Crate lindera_sqlite 

Source
Expand description

§lindera-sqlite

A SQLite FTS5 (Full-Text Search 5) tokenizer extension that provides support for Chinese, Japanese, and Korean (CJK) text analysis using the Lindera morphological analyzer.

§Features

  • CJK Language Support: Tokenizes Chinese, Japanese, and Korean text using Lindera
  • Multiple Dictionaries: Supports various embedded dictionaries (IPADIC, UniDic, ko-dic, CC-CEDICT)
  • Configurable: Uses YAML configuration for character filters and token filters
  • SQLite Integration: Seamlessly integrates with SQLite’s FTS5 full-text search

§Usage

§Building the Extension

cargo build --release --features=embedded-cjk

§Setting Up Configuration

Set the LINDERA_CONFIG_PATH environment variable to point to your Lindera configuration file:

export LINDERA_CONFIG_PATH=./resources/lindera.yml

§Loading in SQLite

.load ./target/release/liblindera_sqlite lindera_fts5_tokenizer_init

§Creating an FTS5 Table

CREATE VIRTUAL TABLE example USING fts5(content, tokenize='lindera_tokenizer');

§Searching

INSERT INTO example(content) VALUES ('日本語の全文検索');
SELECT * FROM example WHERE content MATCH '検索';

§Architecture

This library provides a C ABI interface for SQLite to use Lindera as a custom FTS5 tokenizer.
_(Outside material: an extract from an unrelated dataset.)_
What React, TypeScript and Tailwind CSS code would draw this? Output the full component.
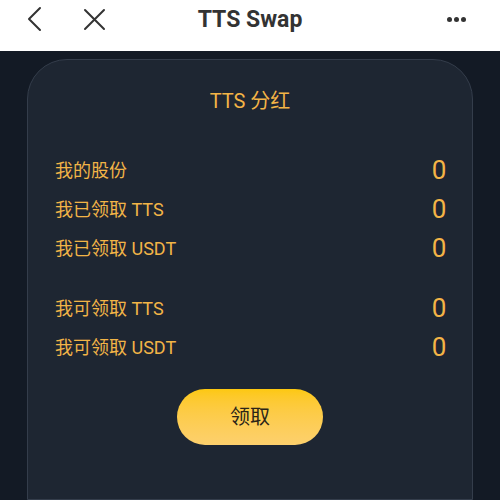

The main components are:

  • load_tokenizer: Initializes a Lindera tokenizer with configuration
  • lindera_fts5_tokenize: C-compatible entry point for tokenization (called by SQLite)
  • Internal tokenization logic that converts text to tokens and calls back to SQLite

Structs§

Fts5Tokenizer
Wrapper for Lindera tokenizer used in FTS5.
TokenCallback
Convenience wrapper around SQLite’s token callback.

Constants§

SQLITE_INTERNAL
SQLite internal error status code.
SQLITE_MISUSE
SQLite misuse error status code.
SQLITE_OK
SQLite success status code.

Functions§

ffi_panic_boundary
Runs an operation behind a panic boundary suitable for the SQLite FFI.
lindera_fts5_tokenize
C-compatible FTS5 tokenization function.
load_tokenizer
Loads and initializes a Lindera tokenizer.

Type Aliases§

TokenFunction
Token callback function type.